First it killed the Romans, and now it’s killing me.”

Another thing that teachers of Latin 101 show their students is the image you see here. The tile mosaic shows one of the world’s most famous dogs found on the floor of an ancient Pompeii archaeological site. For almost 2,000 years, the snarling dog discouraged intruders from setting foot in the Domus of the Tragic Poet, a house dating to the 2nd century BCE. As fair warning, the owner thoughtfully included the words, “Cave Canem,” or Beware of Dog.

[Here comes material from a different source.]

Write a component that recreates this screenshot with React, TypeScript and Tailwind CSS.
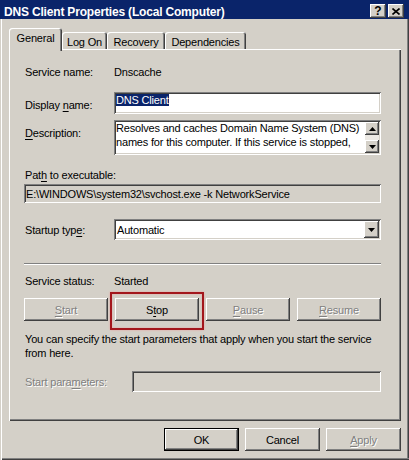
import React from "react";

const raised =
  "shadow-[inset_-1px_-1px_#404040,inset_1px_1px_#ffffff,inset_-2px_-2px_#808080,inset_2px_2px_#d4d0c8]";
const sunken =
  "shadow-[inset_1px_1px_#808080,inset_-1px_-1px_#ffffff,inset_2px_2px_#404040,inset_-2px_-2px_#d4d0c8]";
const dis = "text-[#808080] [text-shadow:1px_1px_0_#ffffff]";

function U({ children }: { children: React.ReactNode }) {
  return <span className="underline underline-offset-[2px] decoration-[1px]">{children}</span>;
}

function Arrow({ up }: { up?: boolean }) {
  return (
    <svg width="7" height="4" viewBox="0 0 7 4" className="block">
      {up ? <polygon points="3.5,0 7,4 0,4" fill="#000" /> : <polygon points="0,0 7,0 3.5,4" fill="#000" />}
    </svg>
  );
}

function Btn({
  children,
  disabled,
  className = "",
}: {
  children: React.ReactNode;
  disabled?: boolean;
  className?: string;
}) {
  return (
    <div
      className={`h-[23px] bg-[#d4d0c8] ${raised} flex items-center justify-center ${disabled ? dis : ""} ${className}`}
    >
      {children}
    </div>
  );
}

export default function App() {
  return (
    <div className="w-[409px] h-[460px] bg-[#d4d0c8] flex flex-col overflow-hidden font-['Liberation_Sans',Arial,sans-serif] text-[11px] leading-[14px] tracking-[-0.18px] text-black">
      {/* Title bar */}
      <div className="h-[19px] shrink-0 bg-[#0a246a] flex items-start pl-[4px] pr-[5px]">
        <div className="flex-1 pt-[5px] text-white font-bold text-[12px] leading-[14px] whitespace-nowrap">
          DNS Client Properties (Local Computer)
        </div>
        <div className="flex gap-[2px] pt-[4px]">
          <div className={`w-[16px] h-[14px] bg-[#d4d0c8] ${raised} flex items-center justify-center font-bold text-[12px] leading-[12px] tracking-normal`}>
            ?
          </div>
          <div className={`w-[16px] h-[14px] bg-[#d4d0c8] ${raised} flex items-center justify-center`}>
            <svg width="8" height="7" viewBox="0 0 8 7" className="block">
              <path d="M0.5 0.5 L7.5 6.5 M7.5 0.5 L0.5 6.5" stroke="#000" strokeWidth="1.6" />
            </svg>
          </div>
        </div>
      </div>

      {/* Body */}
      <div className="flex-1 flex flex-col pl-[9px] pt-[9px] shadow-[inset_1px_0_#d4d0c8,inset_2px_0_#ffffff,inset_0_-1px_#404040,inset_0_-2px_#808080,inset_-1px_0_#404040,inset_-2px_0_#808080]">
        {/* Tabs */}
        <div className="flex items-end h-[21px]">
          <div className="relative z-10 w-[53px] h-[23px] -mb-[2px] bg-[#d4d0c8] rounded-t-[3px] shadow-[inset_1px_1px_#ffffff,inset_-1px_0_#404040,inset_-2px_0_#808080] flex justify-center pt-[3px]">
            General
          </div>
          <div className="w-[45px] h-[17px] rounded-t-[3px] shadow-[inset_1px_1px_#ffffff,inset_-1px_0_#404040,inset_-2px_0_#808080] flex justify-center pt-[3px]">
            Log On
          </div>
          <div className="w-[58px] h-[17px] rounded-t-[3px] shadow-[inset_1px_1px_#ffffff,inset_-1px_0_#404040,inset_-2px_0_#808080] flex justify-center pt-[3px]">
            Recovery
          </div>
          <div className="w-[81px] h-[17px] rounded-t-[3px] shadow-[inset_1px_1px_#ffffff,inset_-1px_0_#404040,inset_-2px_0_#808080] flex justify-center pt-[3px]">
            Dependencies
          </div>
        </div>

        {/* Panel */}
        <div className="w-[392px] h-[372px] shrink-0 flex flex-col pl-[15px] pr-[20px] pt-[16px] shadow-[inset_1px_1px_#ffffff,inset_-1px_-1px_#404040,inset_-2px_-2px_#808080]">
          <div className="flex">
            <div className="w-[90px] pl-[1px]">Service name:</div>
            <div>Dnscache</div>
          </div>

          <div className="flex mt-[13px]">
            <div className="w-[90px] pl-[1px] pt-[6px]">
              Display <U>n</U>ame:
            </div>
            <div className={`flex-1 h-[22px] bg-white ${sunken} pl-[2px] pt-[1px]`}>
              <span className="bg-[#0a246a] text-white">DNS Client</span>
            </div>
          </div>

          <div className="flex mt-[6px]">
            <div className="w-[90px] pl-[1px] pt-[6px]">
              <U>D</U>escription:
            </div>
            <div className={`flex-1 h-[35px] bg-white ${sunken} flex`}>
              <div className="flex-1 pl-[2px] pt-[1px]">
                Resolves and caches Domain Name System (DNS) names for this computer. If this service is stopped,
              </div>
              <div className="w-[14px] mr-[2px] my-[2px] flex flex-col justify-between bg-[#ece9e4]">
                <div className={`h-[13px] bg-[#d4d0c8] ${raised} flex items-center justify-center`}>
                  <Arrow up />
                </div>
                <div className={`h-[13px] bg-[#d4d0c8] ${raised} flex items-center justify-center`}>
                  <Arrow />
                </div>
              </div>
            </div>
          </div>

          <div className="mt-[13px] pl-[1px]">
            Pat<U>h</U> to executable:
          </div>
          <div className={`mt-[2px] h-[19px] bg-[#d4d0c8] ${sunken} flex items-center pl-[2px] whitespace-nowrap`}>
            E:\WINDOWS\system32\svchost.exe -k NetworkService
          </div>

          <div className="flex mt-[16px]">
            <div className="w-[90px] pl-[1px] pt-[4px]">
              Startup typ<U>e</U>:
            </div>
            <div className={`flex-1 h-[21px] bg-white ${sunken} flex items-center pl-[3px]`}>
              <div className="flex-1">Automatic</div>
              <div className={`w-[15px] h-[17px] mr-[2px] bg-[#d4d0c8] ${raised} flex items-center justify-center`}>
                <Arrow />
              </div>
            </div>
          </div>

          <div className="mt-[23px] h-[2px] border-t border-t-[#808080] border-b border-b-white" />

          <div className="flex mt-[9px]">
            <div className="w-[90px] pl-[1px]">Service status:</div>
            <div>Started</div>
          </div>

          <div className="flex justify-between mt-[10px]">
            <Btn disabled className="w-[84px]">
              <U>S</U>tart
            </Btn>
            <div className="relative w-[84px]">
              <Btn className="w-[84px]">
                S<U>t</U>op
              </Btn>
              <div className="absolute -left-[5px] -top-[6px] w-[94px] h-[38px] border-2 border-[#a3161c] shadow-[0_0_2px_#e6a0a0,inset_0_0_2px_#e6a0a0] pointer-events-none" />
            </div>
            <Btn disabled className="w-[84px]">
              <U>P</U>ause
            </Btn>
            <Btn disabled className="w-[84px]">
              <U>R</U>esume
            </Btn>
          </div>

          <div className="mt-[11px] pl-[1px]">
            You can specify the start parameters that apply when you start the service from here.
          </div>

          <div className="flex mt-[11px]">
            <div className={`w-[108px] pl-[1px] pt-[4px] ${dis}`}>
              Start para<U>m</U>eters:
            </div>
            <div className={`flex-1 h-[21px] bg-[#d4d0c8] ${sunken}`} />
          </div>
        </div>

        {/* Bottom buttons */}
        <div className="flex mt-[7px] pl-[155px] gap-[6px]">
          <div className="w-[75px] h-[23px] bg-[#d4d0c8] shadow-[inset_0_0_0_1px_#000000,inset_-2px_-2px_#404040,inset_2px_2px_#ffffff,inset_-3px_-3px_#808080] flex items-center justify-center">
            OK
          </div>
          <Btn className="w-[75px]">Cancel</Btn>
          <Btn disabled className="w-[75px]">
            <U>A</U>pply
          </Btn>
        </div>
      </div>
    </div>
  );
}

The house discovered in 1824 by the archaeologist, Antonio Bonucci, has interested scholars and writers for generations, and that includes cynologists. There are among them who believe that despite the dog’s bared teeth and sharp nails, the warning wasn’t to scare off intruders of a massive, short tempered beast of a dog, but rather, to alert invited visitors to tread carefully so as to not step on the tiny Italian Greyhound living there. This is mentioned in Bonnie Wilcox and Chris Walkowicz’s fabulous “The Atlas of Dog Breeds of the World.” 

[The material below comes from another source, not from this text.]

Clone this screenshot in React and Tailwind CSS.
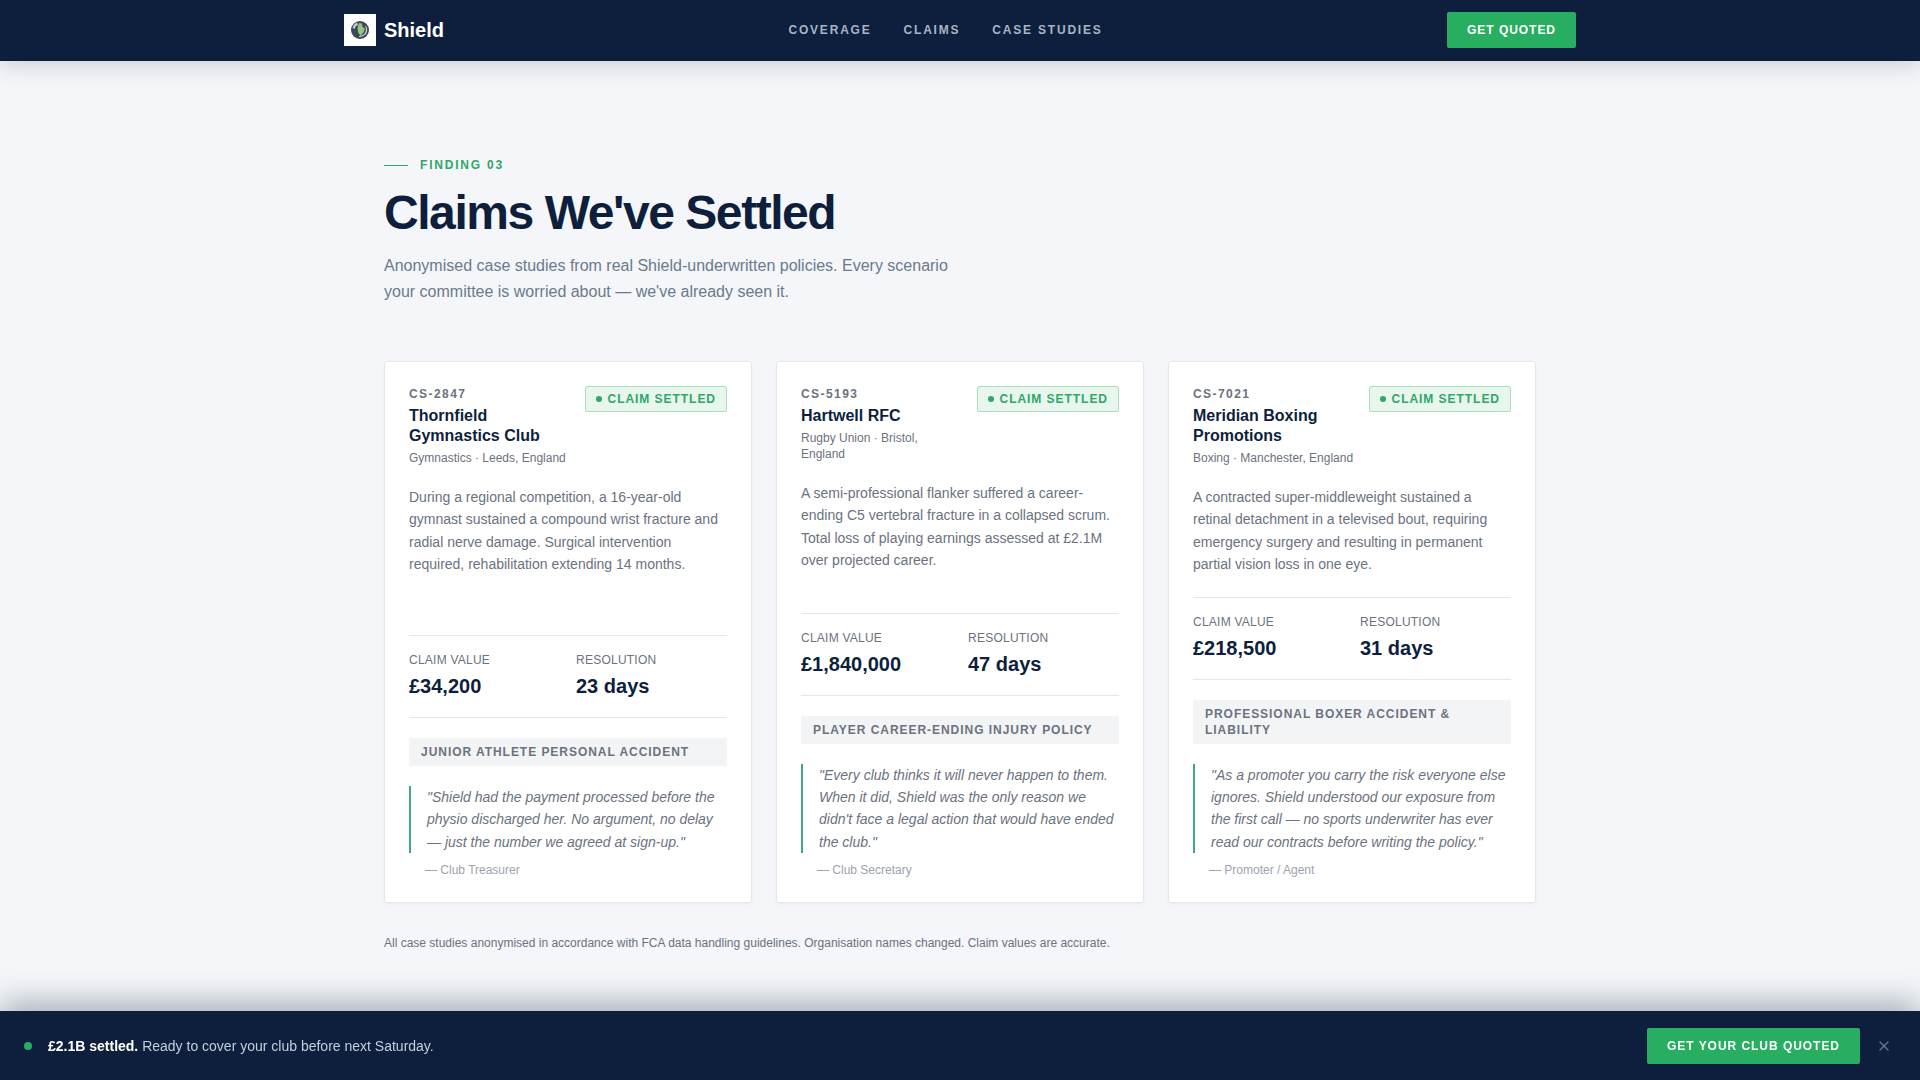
import React from 'react';
import { X } from 'lucide-react';

const cases = [
  {
    id: 'CS-2847',
    club: 'Thornfield Gymnastics Club',
    meta: 'Gymnastics · Leeds, England',
    summary: 'During a regional competition, a 16-year-old gymnast sustained a compound wrist fracture and radial nerve damage. Surgical intervention required, rehabilitation extending 14 months.',
    value: '£34,200',
    days: '23 days',
    policy: 'Junior Athlete Personal Accident',
    quote: '"Shield had the payment processed before the physio discharged her. No argument, no delay — just the number we agreed at sign-up."',
    who: '— Club Treasurer',
  },
  {
    id: 'CS-5193',
    club: 'Hartwell RFC',
    meta: 'Rugby Union · Bristol, England',
    summary: 'A semi-professional flanker suffered a career-ending C5 vertebral fracture in a collapsed scrum. Total loss of playing earnings assessed at £2.1M over projected career.',
    value: '£1,840,000',
    days: '47 days',
    policy: 'Player Career-Ending Injury Policy',
    quote: '"Every club thinks it will never happen to them. When it did, Shield was the only reason we didn\'t face a legal action that would have ended the club."',
    who: '— Club Secretary',
  },
  {
    id: 'CS-7021',
    club: 'Meridian Boxing Promotions',
    meta: 'Boxing · Manchester, England',
    summary: 'A contracted super-middleweight sustained a retinal detachment in a televised bout, requiring emergency surgery and resulting in permanent partial vision loss in one eye.',
    value: '£218,500',
    days: '31 days',
    policy: 'Professional Boxer Accident & Liability',
    quote: '"As a promoter you carry the risk everyone else ignores. Shield understood our exposure from the first call — no sports underwriter has ever read our contracts before writing the policy."',
    who: '— Promoter / Agent',
  },
];

function Logo() {
  return (
    <div className="flex h-8 w-8 items-center justify-center bg-white">
      <svg viewBox="0 0 20 20" className="h-[20px] w-[20px]">
        <circle cx="10" cy="10" r="9" fill="#3d4857" />
        <path d="M2.5 8 A8 8 0 0 1 7 2.5 L8 5 Q5 6 4.8 9 Z" fill="#c5cad1" />
        <path d="M15 6 Q17 9 15 13 Q13 16 9 16 L9 17 Q14 17 16.5 13 Q18 9 16 6 Z" fill="#ffffff" opacity="0.75" />
        <path d="M9 3 L12 3.5 L12.5 7 L15 8.5 L13.5 12.5 L10.5 16 L8 12 L7.5 8 Z" fill="#95c47f" />
      </svg>
    </div>
  );
}

function CaseCard({ item }) {
  return (
    <article className="flex flex-col rounded-[3px] border border-[#e5e7eb] bg-white p-6 shadow-[0_1px_3px_rgba(13,31,60,0.04)]">
      <header className="flex items-start justify-between gap-3">
        <div>
          <div className="text-xs leading-4 font-bold tracking-[0.12em] text-[#6b7280]">{item.id}</div>
          <h3 className="mt-1 text-base leading-5 font-bold text-[#0d1f3c]">{item.club}</h3>
          <p className="mt-1 text-xs leading-4 text-[#6b7280]">{item.meta}</p>
        </div>
        <span className="flex h-[26px] shrink-0 items-center gap-1.5 rounded-[2px] border border-[#a9dfc0] bg-[#e8f6ee] px-2.5 text-xs font-bold tracking-[0.08em] whitespace-nowrap text-[#2ea866]">
          <span className="h-1.5 w-1.5 rounded-full bg-[#2ea866]" />
          CLAIM SETTLED
        </span>
      </header>

      <p className="mt-5 mb-[21px] flex-1 text-sm leading-[22.4px] text-[#6b7280]">{item.summary}</p>

      <div className="grid grid-cols-2 gap-4 border-y border-[#e5e7eb] pt-4 pb-[17px]">
        <div>
          <div className="text-xs leading-4 tracking-[0.02em] text-[#6b7280] uppercase">Claim Value</div>
          <div className="mt-1 text-xl leading-7 font-bold text-[#0d1f3c]">{item.value}</div>
        </div>
        <div>
          <div className="text-xs leading-4 tracking-[0.02em] text-[#6b7280] uppercase">Resolution</div>
          <div className="mt-1 text-xl leading-7 font-bold text-[#0d1f3c]">{item.days}</div>
        </div>
      </div>

      <div className="mt-5 rounded-[2px] bg-[#f3f4f6] px-3 py-1.5 text-xs leading-4 font-bold tracking-[0.08em] text-[#6b7280] uppercase">
        {item.policy}
      </div>

      <blockquote className="mt-5 border-l-2 border-[#45a585] pl-4 text-sm leading-[22.4px] text-[#6b7280] italic">
        {item.quote}
      </blockquote>
      <p className="mt-[9px] pl-4 text-xs leading-4 text-[#9ca3af]">{item.who}</p>
    </article>
  );
}

export default function App() {
  return (
    <div className="min-h-screen bg-[#f4f6f9] font-['Liberation_Sans',Arial,sans-serif]">
      <nav className="sticky top-0 z-20 border-b border-[#0a1a33] bg-[#0d1f3c] shadow-[0_4px_24px_rgba(13,31,60,0.18)]">
        <div className="mx-auto flex h-[60px] max-w-[1232px] items-center justify-between">
          <div className="flex items-center gap-2">
            <Logo />
            <span className="text-xl font-bold text-white">Shield</span>
          </div>
          <div className="flex items-center gap-8 text-xs font-bold tracking-[0.15em] text-[#a9b4c4]">
            <a href="#coverage">COVERAGE</a>
            <a href="#claims">CLAIMS</a>
            <a href="#cases">CASE STUDIES</a>
          </div>
          <button className="h-9 rounded-[2px] bg-[#27ae60] px-5 text-xs font-bold tracking-[0.08em] text-white">GET QUOTED</button>
        </div>
      </nav>

      <main className="mx-auto max-w-[1152px] pt-[96px] pb-[130px]">
        <div className="flex items-center gap-3 text-xs leading-4 font-bold tracking-[0.15em] text-[#2ea866]">
          <span className="h-px w-6 bg-[#2ea866]" />
          FINDING 03
        </div>
        <h1 className="mt-[11px] text-5xl leading-[58px] font-bold tracking-[-0.03em] text-[#0d1f3c]">Claims We've Settled</h1>
        <p className="mt-[11px] max-w-[580px] text-base leading-[26px] text-[#6b7a8d]">
          Anonymised case studies from real Shield-underwritten policies. Every scenario your committee is worried about — we've already seen it.
        </p>

        <section className="mt-14 grid grid-cols-3 gap-6">
          {cases.map((item) => (
            <CaseCard key={item.id} item={item} />
          ))}
        </section>

        <p className="mt-8 text-xs leading-4 text-[#6b7280]">
          All case studies anonymised in accordance with FCA data handling guidelines. Organisation names changed. Claim values are accurate.
        </p>
      </main>

      <div className="fixed inset-x-0 bottom-0 z-30 flex h-[69px] items-center justify-between bg-[#0d1f3c] px-6 shadow-[0_-8px_32px_rgba(13,31,60,0.35)]">
        <div className="flex items-center gap-4 text-sm text-[#c3cddb]">
          <span className="h-2 w-2 rounded-full bg-[#27ae60]" />
          <span>
            <strong className="font-bold text-white">£2.1B settled.</strong> Ready to cover your club before next Saturday.
          </span>
        </div>
        <div className="flex items-center gap-3">
          <button className="h-9 rounded-[2px] bg-[#27ae60] px-5 text-xs font-bold tracking-[0.08em] text-white">GET YOUR CLUB QUOTED</button>
          <button className="p-1 text-[#65748d]" aria-label="Close">
            <X className="h-4 w-4" />
          </button>
        </div>
      </div>
    </div>
  );
}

As an aside, the mosaic was preserved under the ash of Mt. Vesuvius in 79 AD, but after years of grime, it was restored and returned to the public eye in 2015; it is now protected beneath a transparent cover designed to allow full public viewing.

Although the idea that the Iggie was raised as a pet in ancient Rome and Pompeii is difficult to document, certainly it was a distinct breed and court favorite in southern Europe by the Middle Ages. That said, records of Italian Greyhounds were found in ancient Egypt and it’s believed Phoenicians moved ancestors of the breed from Egypt to Rome in the fifth century BC. If its antiquity is still doubted, one need only refer to the Greek historian and philosopher of the Roman period, Arrian, who described a breed known as the Vertragus, named for its swiftness – and believed to be the ancestor of the modern Italian Greyhound. Grattius also refers to the Vertragus: “Swifter than thought or a winged bird it runs, pressing hard on the beasts it has found.”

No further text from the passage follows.